● **Set exercise**:
Each line of the material below that holds the word "this" needs to be copied.

● **The records**:
---------------

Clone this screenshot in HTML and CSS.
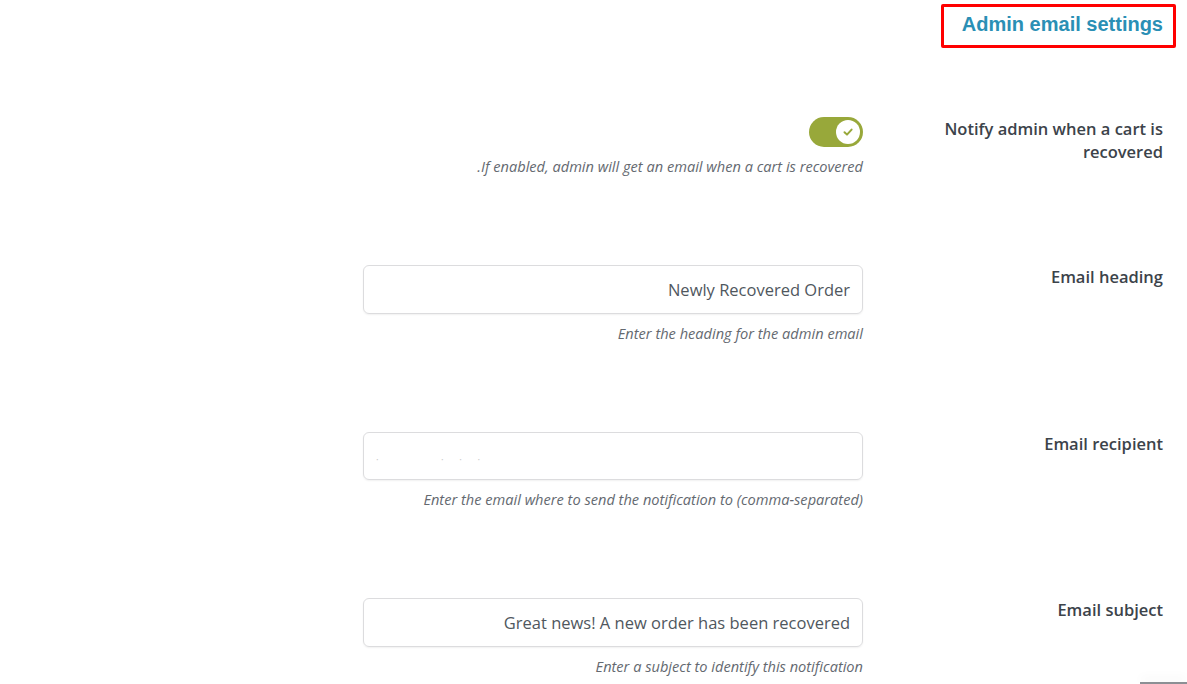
FILE: index.html
```html
<!DOCTYPE html>
<html lang="en">
<head>
  <meta charset="UTF-8">
  <meta name="viewport" content="width=device-width, initial-scale=1.0">
  <title>Admin email settings</title>
  <link rel="stylesheet" href="styles.css">
</head>
<body>
  <header class="head">
    <h2 class="head-title">Admin email settings</h2>
  </header>
  <main class="form">
    <div class="row row-first">
      <label class="label">Notify admin when a cart is recovered</label>
      <div class="field">
        <span class="toggle">
          <span class="knob">
            <svg width="12" height="12" viewBox="0 0 12 12"><path d="M2.5 6.2 L5 8.6 L9.6 3.6" fill="none" stroke="#98a83a" stroke-width="2" stroke-linecap="round" stroke-linejoin="round"/></svg>
          </span>
        </span>
        <p class="desc">.If enabled, admin will get an email when a cart is recovered</p>
      </div>
    </div>
    <div class="row">
      <label class="label">Email heading</label>
      <div class="field">
        <div class="input">Newly Recovered Order</div>
        <p class="desc">Enter the heading for the admin email</p>
      </div>
    </div>
    <div class="row row-short">
      <label class="label">Email recipient</label>
      <div class="field">
        <div class="input input-blur"><span class="dots">&middot; &nbsp;&nbsp;&nbsp;&nbsp;&nbsp;&nbsp;&nbsp;&nbsp;&nbsp;&nbsp;&nbsp;&nbsp;&nbsp;&nbsp;&nbsp;&nbsp;&nbsp;&nbsp;&nbsp;&nbsp;&nbsp;&nbsp; &middot; &nbsp;&nbsp;&nbsp;&nbsp; &middot; &nbsp;&nbsp;&nbsp;&nbsp; &middot;</span></div>
        <p class="desc">Enter the email where to send the notification to (comma-separated)</p>
      </div>
    </div>
    <div class="row row-last">
      <label class="label">Email subject</label>
      <div class="field">
        <div class="input">Great news! A new order has been recovered</div>
        <p class="desc">Enter a subject to identify this notification</p>
      </div>
    </div>
  </main>
  <div class="corner"></div>
</body>
</html>
```

FILE: styles.css
```css
body,
header,
main,
div,
h2,
p,
label,
span {
  margin: 0;
  border: 0;
  padding: 0;
}

html {
  overflow: hidden;
}

body {
  font-family: "Open Sans", "Noto Sans", sans-serif;
  background: #fff;
  color: #3c434a;
}

.head {
  display: flex;
  justify-content: flex-end;
  padding: 4px 11px 0 0;
}
.head-title {
  box-sizing: border-box;
  width: 235px;
  height: 44px;
  border: 3px solid #f00;
  border-radius: 2px;
  padding-right: 10px;
  text-align: right;
  font-family: "Liberation Sans", Arial, sans-serif;
  font-size: 20px;
  font-weight: bold;
  line-height: 34px;
  color: #2a8fb5;
}

.form {
  padding-right: 24px;
  margin-top: 69px;
}
.row {
  display: flex;
  flex-direction: row-reverse;
  align-items: flex-start;
  gap: 80px;
  height: 167px;
}
.row-first {
  height: 148px;
}
.row-short {
  height: 166px;
}
.row-last {
  height: auto;
}
.label {
  width: 220px;
  text-align: right;
  font-size: 16.5px;
  font-weight: 600;
  line-height: 23px;
  color: #3c434a;
}
.field {
  width: 500px;
  display: flex;
  flex-direction: column;
  align-items: flex-end;
}

.toggle {
  display: flex;
  justify-content: flex-end;
  align-items: center;
  width: 54px;
  height: 30px;
  border-radius: 15px;
  background: #98a83a;
  padding-right: 3px;
  box-sizing: border-box;
}
.knob {
  display: flex;
  align-items: center;
  justify-content: center;
  width: 24px;
  height: 24px;
  border-radius: 50%;
  background: #fff;
}

.input {
  box-sizing: border-box;
  width: 500px;
  height: 49px;
  border: 1px solid #dcdcde;
  border-radius: 6px;
  box-shadow: 0 1px 2px rgba(0, 0, 0, .06);
  padding: 0 12px;
  text-align: right;
  font-size: 16.5px;
  line-height: 47px;
  color: #50575e;
}
.input-blur {
  text-align: left;
  height: 48px;
}
.dots {
  font-size: 10px;
  color: #ccc;
}

.desc {
  margin-top: 9px;
  font-size: 14.6px;
  font-style: italic;
  line-height: 20px;
  color: #646970;
  text-align: right;
}

.corner {
  position: absolute;
  right: 0;
  top: 682px;
  width: 47px;
  height: 2px;
  background: #8c8f94;
  box-shadow: 0 -4px 10px rgba(0, 0, 0, .08);
}
```
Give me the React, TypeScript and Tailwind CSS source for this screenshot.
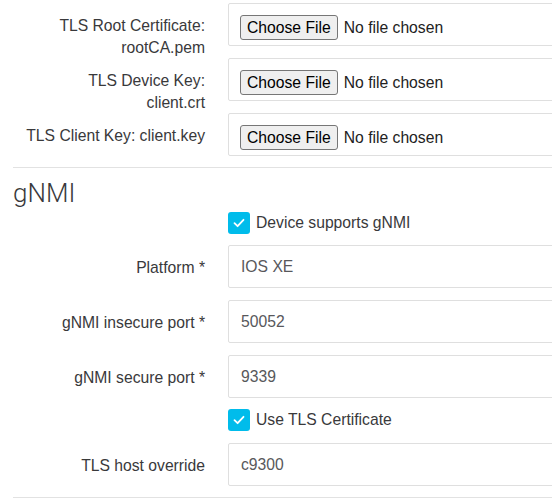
import React from "react";

const FILE_FIELDS = [
  { label: ["TLS Root Certificate:", "rootCA.pem"] },
  { label: ["TLS Device Key:", "client.crt"] },
  { label: ["TLS Client Key: client.key"] },
];

function Check({ text, className = "" }: { text: string; className?: string }) {
  return (
    <div className={"flex h-[22px] items-center pl-[215px] " + className}>
      <span className="flex h-[22px] w-[22px] items-center justify-center rounded-[3px] bg-[#00bceb]">
        <svg width="12" height="10" viewBox="0 0 12 10" fill="none">
          <path d="M1.5 5.2 L4.6 8.2 L10.5 1.8" stroke="#fff" strokeWidth="1.8" strokeLinecap="round" strokeLinejoin="round" />
        </svg>
      </span>
      <span className="ml-[6px] text-[15.7px] text-[#39393b]">{text}</span>
    </div>
  );
}

function Row({ label, children, className = "" }: { label: string[]; children: React.ReactNode; className?: string }) {
  return (
    <div className={"flex h-[43px] " + className}>
      <div className="w-[192px] shrink-0 pt-[12px] text-right text-[15.7px] leading-[22px] text-[#39393b]">
        {label.map((l) => (
          <div key={l} className="whitespace-nowrap">
            {l}
          </div>
        ))}
      </div>
      <div className="ml-[23px] flex-1">{children}</div>
    </div>
  );
}

function TextBox({ value }: { value: string }) {
  return (
    <div className="flex h-[43px] items-center rounded-[2px] border border-[#dfdfdf] px-[12px] text-[15.7px] text-[#58585b]">
      {value}
    </div>
  );
}

function FileBox() {
  return (
    <div className="flex h-[43px] items-start rounded-[2px] border border-[#dfdfdf] pl-[11px] pt-[11px]">
      <span className="flex h-[25px] items-center rounded-[3px] border border-[#767676] bg-[#efefef] px-[6px] text-[15.7px] text-black">
        Choose File
      </span>
      <span className="ml-[6px] flex h-[25px] items-center text-[15.7px] text-[#222]">No file chosen</span>
    </div>
  );
}

export default function App() {
  return (
    <div className="h-[499px] w-full overflow-hidden bg-white" style={{ fontFamily: '"Liberation Sans", Arial, sans-serif' }}>
      <div className="w-[640px] pl-[13px] pt-[3px]">
        <div className="flex flex-col gap-[12px]">
          {FILE_FIELDS.map((f) => (
            <Row key={f.label[0]} label={f.label}>
              <FileBox />
            </Row>
          ))}
        </div>
        <div className="mt-[11px] border-t border-[#e2e2e2]" />

        <h2
          className="mt-[9px] text-[26px] font-light leading-[32px] text-[#39393b]"
          style={{ fontFamily: "Roboto, sans-serif" }}
        >
          gNMI
        </h2>

        <div className="flex flex-col">
          <Check text="Device supports gNMI" className="mt-[3px]" />
          <Row label={["Platform *"]} className="mt-[11px]">
            <TextBox value="IOS XE" />
          </Row>
          <Row label={["gNMI insecure port *"]} className="mt-[12px]">
            <TextBox value="50052" />
          </Row>
          <Row label={["gNMI secure port *"]} className="mt-[12px]">
            <TextBox value="9339" />
          </Row>
          <Check text="Use TLS Certificate" className="mt-[11px]" />
          <Row label={["TLS host override"]} className="mt-[12px]">
            <TextBox value="c9300" />
          </Row>
        </div>
        <div className="mt-[11px] border-t border-[#e2e2e2]" />
      </div>
    </div>
  );
}
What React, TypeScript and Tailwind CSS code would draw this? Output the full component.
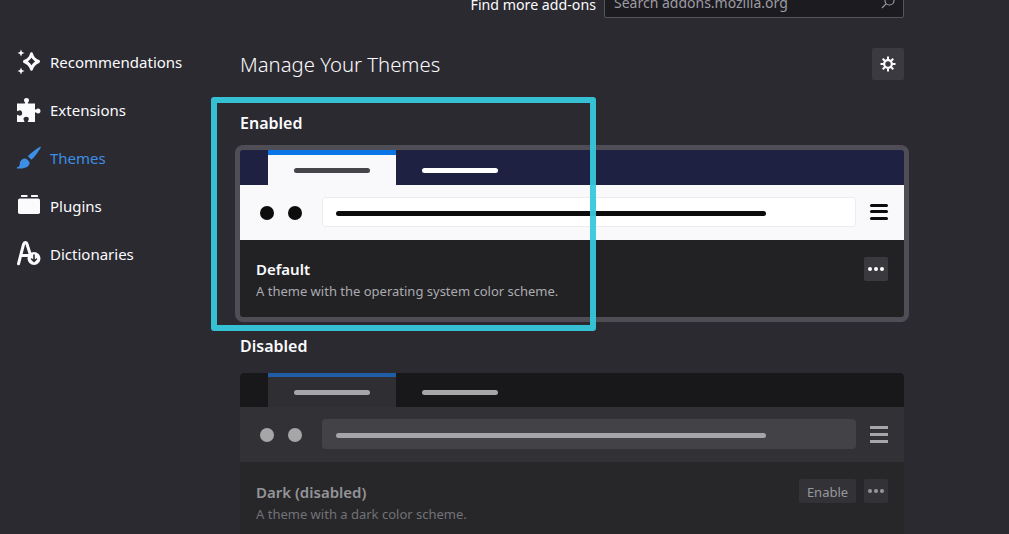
const nav = [
  { label: "Recommendations", icon: <SparkIcon />, active: false },
  { label: "Extensions", icon: <PuzzleIcon />, active: false },
  { label: "Themes", icon: <BrushIcon />, active: true },
  { label: "Plugins", icon: <PluginIcon />, active: false },
  { label: "Dictionaries", icon: <DictIcon />, active: false },
];

function SparkIcon() {
  return (
    <svg width="26" height="26" viewBox="0 0 26 26" fill="none">
      <path d="M15.500 4.800c1 4 2.700 5.900 7 7.700-4.300 1.800-6 3.700-7 7.700-1-4-2.700-5.900-7-7.700 4.300-1.800 6-3.700 7-7.700z" stroke="#fbfbfe" strokeWidth="3" strokeLinejoin="round" />
      <path d="M5 .5l1 2.500 2.500 1-2.500 1L5 7.500l-1-2.500-2.500-1L4 3z" fill="#fbfbfe" />
      <path d="M5 18.500l1 2.500 2.500 1-2.500 1-1 2.500-1-2.500-2.500-1L4 21z" fill="#fbfbfe" />
    </svg>
  );
}
function PuzzleIcon() {
  return (
    <svg width="26" height="26" viewBox="0 0 26 26" fill="#fbfbfe">
      <path d="M1 6.500h7.500c.6 0 .8-.5.500-1-.6-.8-1-1.500-1-2.300C8 1.800 9.200 1 10.500 1S13 1.800 13 3.200c0 .8-.4 1.500-1 2.300-.3.500-.1 1 .5 1H19v5.500c0 .6.500.8 1 .5.800-.6 1.500-1 2.200-1 1.400 0 2.300 1.100 2.300 2.500s-.9 2.500-2.300 2.500c-.7 0-1.400-.4-2.200-1-.5-.3-1-.1-1 .5V25h-6.500c-.6 0-.8-.5-.5-1 .5-.8.800-1.400.8-2 0-1.300-1.200-2.200-2.500-2.200S7.500 20.700 7.500 22c0 .6.300 1.200.8 2 .3.500.1 1-.5 1H1v-6.500c0-.6.500-.8 1-.5.700.5 1.300.8 2 .8 1.300 0 2.200-1.200 2.200-2.500S5.300 13.300 4 13.300c-.7 0-1.300.3-2 .8-.5.300-1 .1-1-.5z" />
    </svg>
  );
}
function BrushIcon() {
  return (
    <svg width="26" height="26" viewBox="0 0 26 26" fill="#3d8ee6">
      <path d="M24 1.800c.6-.4 1.200.2.800.8-2.200 4-5.500 8.700-9.300 12.200l-3.700-3.500C14.800 8 20 4.300 24 1.800z" />
      <path d="M7.500 13.800c1.500-.6 2.500-.5 3.700.6l1.800 1.800c.9 1.100.8 2.700-.4 4.200-1.900 2.500-6.500 3.400-11.500 3-.6-.1-.6-.6-.1-.8 2.300-.8 2.700-2 3-4-.3 0 .1-3.700 3.500-4.800z" />
    </svg>
  );
}
function PluginIcon() {
  return (
    <svg width="26" height="26" viewBox="0 0 26 26" fill="#fbfbfe">
      <rect x="5" y="2" width="6.500" height="2" rx=".6" />
      <rect x="15" y="2" width="7" height="2" rx=".6" />
      <rect x="2" y="5.500" width="22" height="15.500" rx="1.800" />
    </svg>
  );
}
function DictIcon() {
  return (
    <svg width="28" height="28" viewBox="0 0 28 28" fill="none">
      <path d="M2.500 23.800 7.500 4.500c.4-1.300 1-2 1.800-2s1.500.7 1.800 2L14.500 15M5 15.500h8" stroke="#fbfbfe" strokeWidth="3" strokeLinecap="round" strokeLinejoin="round" />
      <circle cx="18" cy="18.500" r="6.500" fill="#fbfbfe" />
      <path d="M18 15v6M15.600 19l2.400 2.400 2.400-2.400" stroke="#2b2a30" strokeWidth="1.600" strokeLinecap="round" strokeLinejoin="round" />
    </svg>
  );
}
function SearchIcon() {
  return (
    <svg width="14" height="14" viewBox="0 0 14 14" fill="none" stroke="#9a9aa0" strokeWidth="1.200">
      <circle cx="8.500" cy="5.500" r="4.500" />
      <path d="M5.300 8.700 1 13" />
    </svg>
  );
}
function GearIcon() {
  return (
    <svg width="16" height="16" viewBox="0 0 16 16" fill="none" stroke="#ffffff">
      <circle cx="8" cy="8" r="3.800" strokeWidth="2.200" />
      <path d="M8 .5v3M8 12.500v3M.5 8h3M12.500 8h3M2.700 2.700l2.100 2.100M11.200 11.200l2.100 2.100M2.700 13.300l2.100-2.100M11.200 4.800l2.100-2.100" strokeWidth="2" />
    </svg>
  );
}
function Dots({ className }: { className: string }) {
  return (
    <div className="flex gap-[2px]">
      <span className={`w-[4px] h-[4px] rounded-full ${className}`} />
      <span className={`w-[4px] h-[4px] rounded-full ${className}`} />
      <span className={`w-[4px] h-[4px] rounded-full ${className}`} />
    </div>
  );
}

function EnabledPreview() {
  return (
    <>
      <div className="h-[35px] bg-[#1f2142] flex pl-[28px] rounded-t-[3px]">
        <div className="w-[128px] bg-[#f9f9fb] border-t-[5px] border-[#0a76e6] flex items-center justify-center">
          <div className="w-[76px] h-[5px] rounded-full bg-[#45454a]" />
        </div>
        <div className="w-[128px] flex items-center justify-center pt-[5px]">
          <div className="w-[76px] h-[5px] rounded-full bg-white" />
        </div>
      </div>
      <div className="h-[55px] bg-[#f9f9fb] flex items-center pl-[20px] pr-[16px]">
        <div className="w-[14px] h-[14px] rounded-full bg-[#0c0c0d]" />
        <div className="w-[14px] h-[14px] rounded-full bg-[#0c0c0d] ml-[14px]" />
        <div className="ml-[20px] w-[534px] h-[30px] self-start mt-[12px] pt-[2px] bg-white border border-[#ececee] rounded-[3px] flex items-center pl-[13px]">
          <div className="w-[430px] h-[5px] rounded-full bg-[#0c0c0d]" />
        </div>
        <div className="ml-[14px] w-[18px] mb-[2px] flex flex-col gap-[3.500px]">
          <div className="h-[3px] rounded-full bg-[#0c0c0d]" />
          <div className="h-[3px] rounded-full bg-[#0c0c0d]" />
          <div className="h-[3px] rounded-full bg-[#0c0c0d]" />
        </div>
      </div>
    </>
  );
}

function DisabledPreview() {
  return (
    <>
      <div className="h-[34px] bg-[#18181a] flex pl-[28px] rounded-t-[4px]">
        <div className="w-[128px] bg-[#2f2f33] border-t-[4px] border-[#1f5ea6] flex items-center justify-center">
          <div className="w-[76px] h-[5px] rounded-full bg-[#a6a6a8]" />
        </div>
        <div className="w-[128px] flex items-center justify-center pt-[4px]">
          <div className="w-[76px] h-[5px] rounded-full bg-[#a6a6a8]" />
        </div>
      </div>
      <div className="h-[55px] bg-[#323236] flex items-center pl-[20px] pr-[16px]">
        <div className="w-[14px] h-[14px] rounded-full bg-[#a6a6a8]" />
        <div className="w-[14px] h-[14px] rounded-full bg-[#a6a6a8] ml-[14px]" />
        <div className="ml-[20px] w-[534px] h-[30px] self-start mt-[12px] pt-[2px] bg-[#434347] rounded-[4px] flex items-center pl-[14px]">
          <div className="w-[430px] h-[5px] rounded-full bg-[#a6a6a8]" />
        </div>
        <div className="ml-[14px] w-[18px] flex flex-col gap-[4px]">
          <div className="h-[3px] bg-[#a6a6a8]" />
          <div className="h-[3px] bg-[#a6a6a8]" />
          <div className="h-[3px] bg-[#a6a6a8]" />
        </div>
      </div>
    </>
  );
}

export default function App() {
  return (
    <div className="relative w-[1009px] h-[534px] overflow-hidden bg-[#2b2a30] text-[#fbfbfe] font-['Noto_Sans',sans-serif]">
      <header className="h-[18px] flex justify-end items-end pr-[105px] overflow-hidden">
        <span className="text-[14.200px] leading-[20px] mb-[3px] mr-[8px]">Find more add-ons</span>
        <div className="w-[300px] h-[32px] shrink-0 bg-[#1c1b20] border border-[#55555c] rounded-[2px] flex items-center justify-between pl-[9px] pr-[8px]">
          <span className="text-[14px] text-[#9c9ca2]">Search addons.mozilla.org</span>
          <SearchIcon />
        </div>
      </header>

      <div className="flex">
        <nav className="w-[240px] shrink-0 pt-[20px] pl-[16px]">
          {nav.map((n) => (
            <div key={n.label} className="h-[48px] flex items-center">
              <div className="w-[34px] h-[28px] shrink-0 flex items-center">{n.icon}</div>
              <span className={`text-[15px] ${n.active ? "text-[#3d8ee6]" : "text-[#fbfbfe]"}`}>{n.label}</span>
            </div>
          ))}
        </nav>

        <main className="w-[664px] shrink-0">
          <div className="h-[32px] mt-[30px] flex items-center justify-between">
            <h1 className="text-[20.300px] font-light pt-[1px]">Manage Your Themes</h1>
            <button className="w-[32px] h-[32px] rounded-[2px] bg-[#3b3a40] flex items-center justify-center">
              <GearIcon />
            </button>
          </div>

          <h2 className="text-[16px] font-semibold leading-[22px] mt-[32px]">Enabled</h2>
          <section className="mt-[16px] h-[167px] rounded-[3px] bg-[#222225] outline-[5px] outline-solid outline-[#4f4e56] overflow-hidden">
            <EnabledPreview />
            <div className="pt-[17px] pl-[16px] pr-[16px] flex justify-between">
              <div>
                <div className="text-[15px] font-semibold leading-[24px]">Default</div>
                <div className="text-[13px] leading-[20px] text-[#ababb0]">A theme with the operating system color scheme.</div>
              </div>
              <button className="w-[24px] h-[24px] rounded-[2px] bg-[#3a3a3e] flex items-center justify-center">
                <Dots className="bg-white" />
              </button>
            </div>
          </section>

          <h2 className="text-[16px] font-semibold leading-[22px] mt-[18px]">Disabled</h2>
          <section className="mt-[16px] h-[200px] rounded-[4px] bg-[#27272a] overflow-hidden">
            <DisabledPreview />
            <div className="pt-[18px] pl-[16px] pr-[16px] flex justify-between">
              <div>
                <div className="text-[15px] font-semibold leading-[24px] text-[#949497]">Dark (disabled)</div>
                <div className="text-[13px] leading-[20px] text-[#727277]">A theme with a dark color scheme.</div>
              </div>
              <div className="flex gap-[8px] mt-[-1px]">
                <button className="w-[57px] h-[24px] rounded-[2px] bg-[#333337] text-[13px] leading-[24px] pt-[1px] text-[#98989c]">Enable</button>
                <button className="w-[24px] h-[24px] rounded-[2px] bg-[#333337] flex items-center justify-center">
                  <Dots className="bg-[#98989c]" />
                </button>
              </div>
            </div>
          </section>
        </main>
      </div>

      <div className="absolute left-[211px] top-[97px] w-[385px] h-[234px] border-[6px] border-[#36c8dd]/95 rounded-[3px] pointer-events-none" />
    </div>
  );
}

---------------

● **Reply to the exercise**:
Clone this screenshot in HTML and CSS.
        <p class="desc">Enter a subject to identify this notification</p>
Give me the React, TypeScript and Tailwind CSS source for this screenshot.
What React, TypeScript and Tailwind CSS code would draw this? Output the full component.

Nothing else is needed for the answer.